▸ INSTRUCTION
How many lines of these entries include the string "that"? State the number alone.
+---+
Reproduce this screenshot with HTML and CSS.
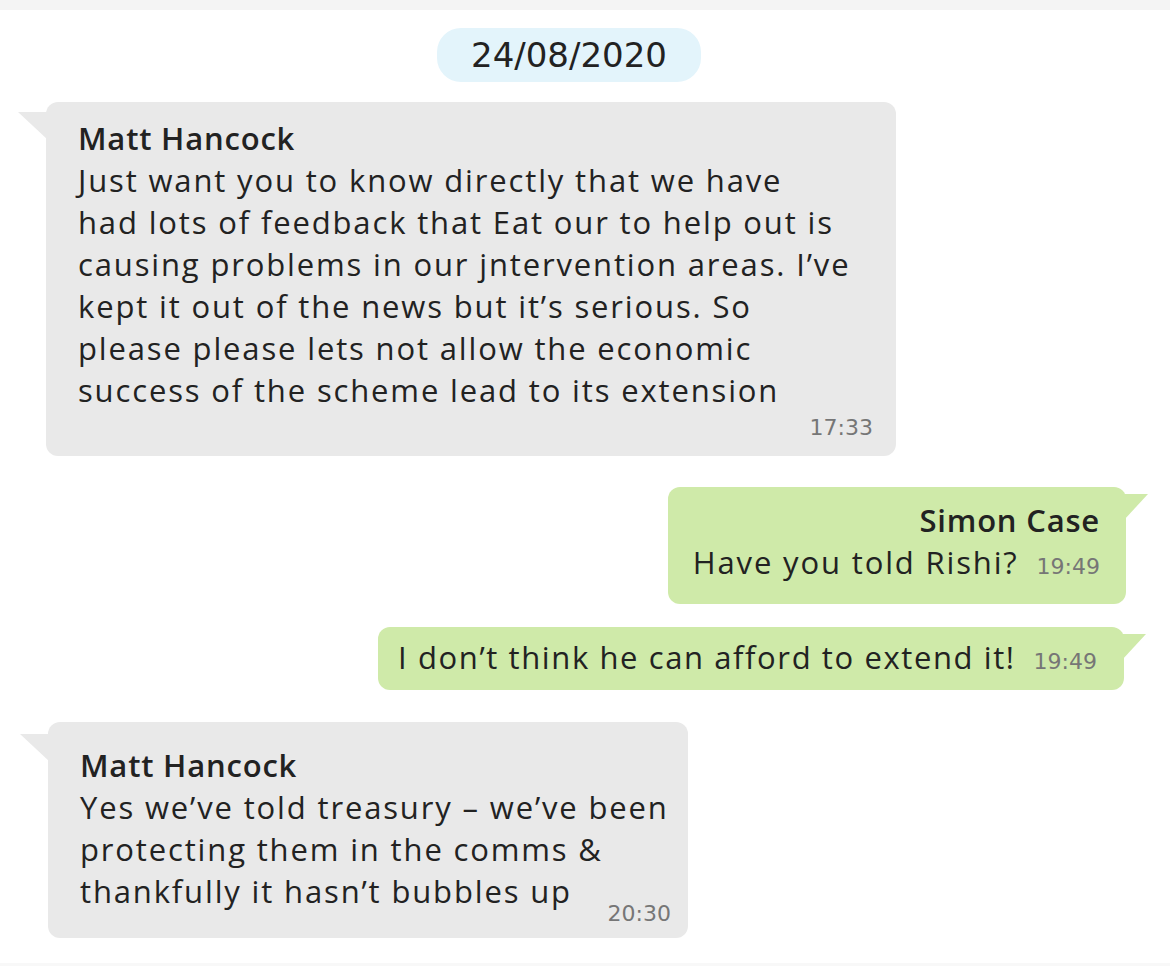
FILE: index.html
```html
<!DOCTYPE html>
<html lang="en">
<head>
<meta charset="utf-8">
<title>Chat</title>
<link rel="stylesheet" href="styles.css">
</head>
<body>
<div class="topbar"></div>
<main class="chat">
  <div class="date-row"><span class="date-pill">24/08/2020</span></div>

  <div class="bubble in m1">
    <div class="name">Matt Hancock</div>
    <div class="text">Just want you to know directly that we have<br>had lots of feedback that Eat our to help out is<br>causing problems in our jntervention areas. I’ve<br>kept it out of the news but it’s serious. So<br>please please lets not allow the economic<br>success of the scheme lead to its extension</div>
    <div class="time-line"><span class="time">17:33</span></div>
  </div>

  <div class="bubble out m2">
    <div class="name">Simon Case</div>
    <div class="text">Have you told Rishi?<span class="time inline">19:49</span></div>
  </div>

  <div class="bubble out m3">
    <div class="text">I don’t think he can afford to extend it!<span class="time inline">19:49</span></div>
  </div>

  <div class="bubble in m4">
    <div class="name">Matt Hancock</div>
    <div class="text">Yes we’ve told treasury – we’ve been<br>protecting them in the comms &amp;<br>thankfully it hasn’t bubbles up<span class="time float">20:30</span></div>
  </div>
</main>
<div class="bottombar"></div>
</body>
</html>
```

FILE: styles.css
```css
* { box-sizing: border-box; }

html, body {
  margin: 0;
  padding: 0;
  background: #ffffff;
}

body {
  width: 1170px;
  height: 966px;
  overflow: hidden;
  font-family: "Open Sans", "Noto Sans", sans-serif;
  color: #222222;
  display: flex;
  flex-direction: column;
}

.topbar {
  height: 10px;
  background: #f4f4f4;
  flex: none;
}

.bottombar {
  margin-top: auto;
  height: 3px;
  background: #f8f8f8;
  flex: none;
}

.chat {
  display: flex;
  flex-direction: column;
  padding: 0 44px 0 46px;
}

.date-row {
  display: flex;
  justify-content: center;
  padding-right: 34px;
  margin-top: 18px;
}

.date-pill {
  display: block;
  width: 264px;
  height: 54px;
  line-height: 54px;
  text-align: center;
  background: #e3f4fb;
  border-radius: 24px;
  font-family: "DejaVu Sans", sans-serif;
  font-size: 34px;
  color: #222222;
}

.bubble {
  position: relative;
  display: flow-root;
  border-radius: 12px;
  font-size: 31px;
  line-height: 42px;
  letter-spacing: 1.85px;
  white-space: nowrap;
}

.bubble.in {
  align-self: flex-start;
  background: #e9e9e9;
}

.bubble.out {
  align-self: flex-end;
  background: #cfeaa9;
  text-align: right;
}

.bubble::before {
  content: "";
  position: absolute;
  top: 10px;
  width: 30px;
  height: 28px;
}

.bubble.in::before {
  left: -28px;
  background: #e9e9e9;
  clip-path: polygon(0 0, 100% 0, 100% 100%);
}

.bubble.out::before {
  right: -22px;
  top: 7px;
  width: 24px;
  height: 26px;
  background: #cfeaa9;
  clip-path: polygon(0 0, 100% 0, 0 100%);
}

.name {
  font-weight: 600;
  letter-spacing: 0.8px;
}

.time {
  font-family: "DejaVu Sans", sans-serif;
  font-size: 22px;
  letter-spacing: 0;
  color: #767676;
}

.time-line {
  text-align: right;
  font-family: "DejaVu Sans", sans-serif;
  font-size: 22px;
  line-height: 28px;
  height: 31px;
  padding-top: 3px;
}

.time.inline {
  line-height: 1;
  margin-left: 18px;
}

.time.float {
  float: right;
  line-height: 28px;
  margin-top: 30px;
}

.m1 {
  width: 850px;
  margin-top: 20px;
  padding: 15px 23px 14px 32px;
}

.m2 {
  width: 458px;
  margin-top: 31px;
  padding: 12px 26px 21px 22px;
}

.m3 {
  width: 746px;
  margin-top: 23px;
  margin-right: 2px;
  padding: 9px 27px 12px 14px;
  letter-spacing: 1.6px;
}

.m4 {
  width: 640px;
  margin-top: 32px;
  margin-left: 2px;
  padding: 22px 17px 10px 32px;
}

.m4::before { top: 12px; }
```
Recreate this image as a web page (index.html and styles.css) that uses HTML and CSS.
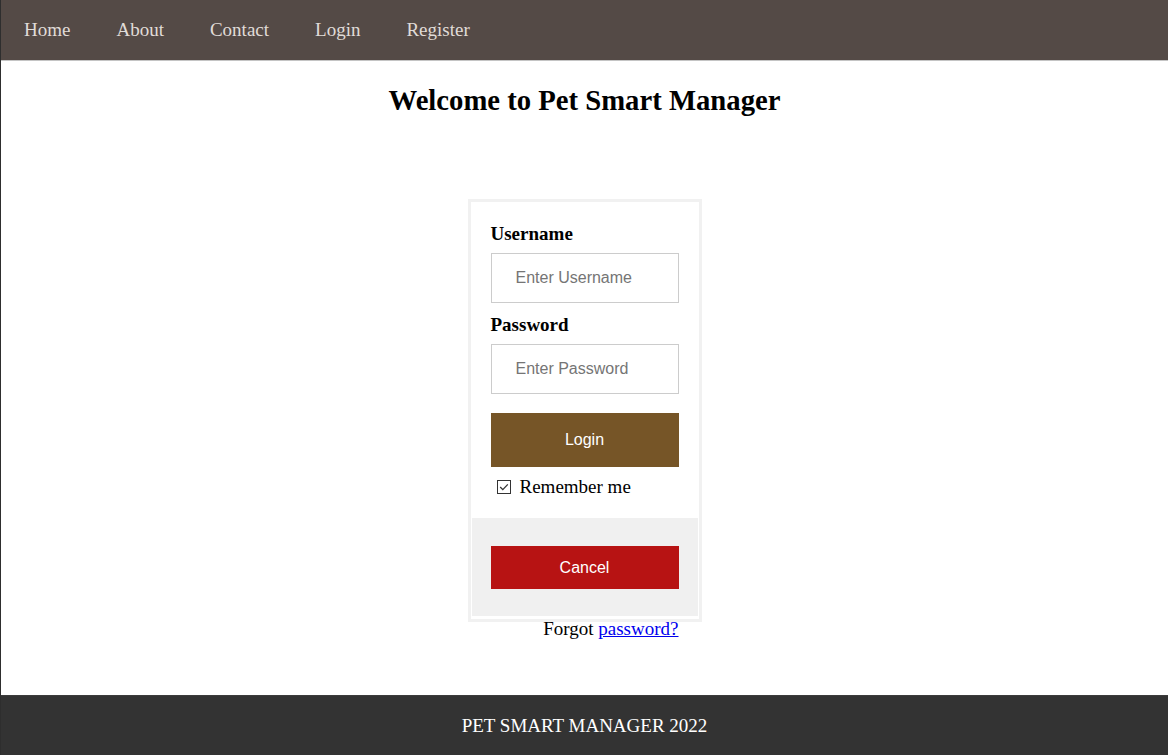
+---+
▸ FINISHED EXERCISE
2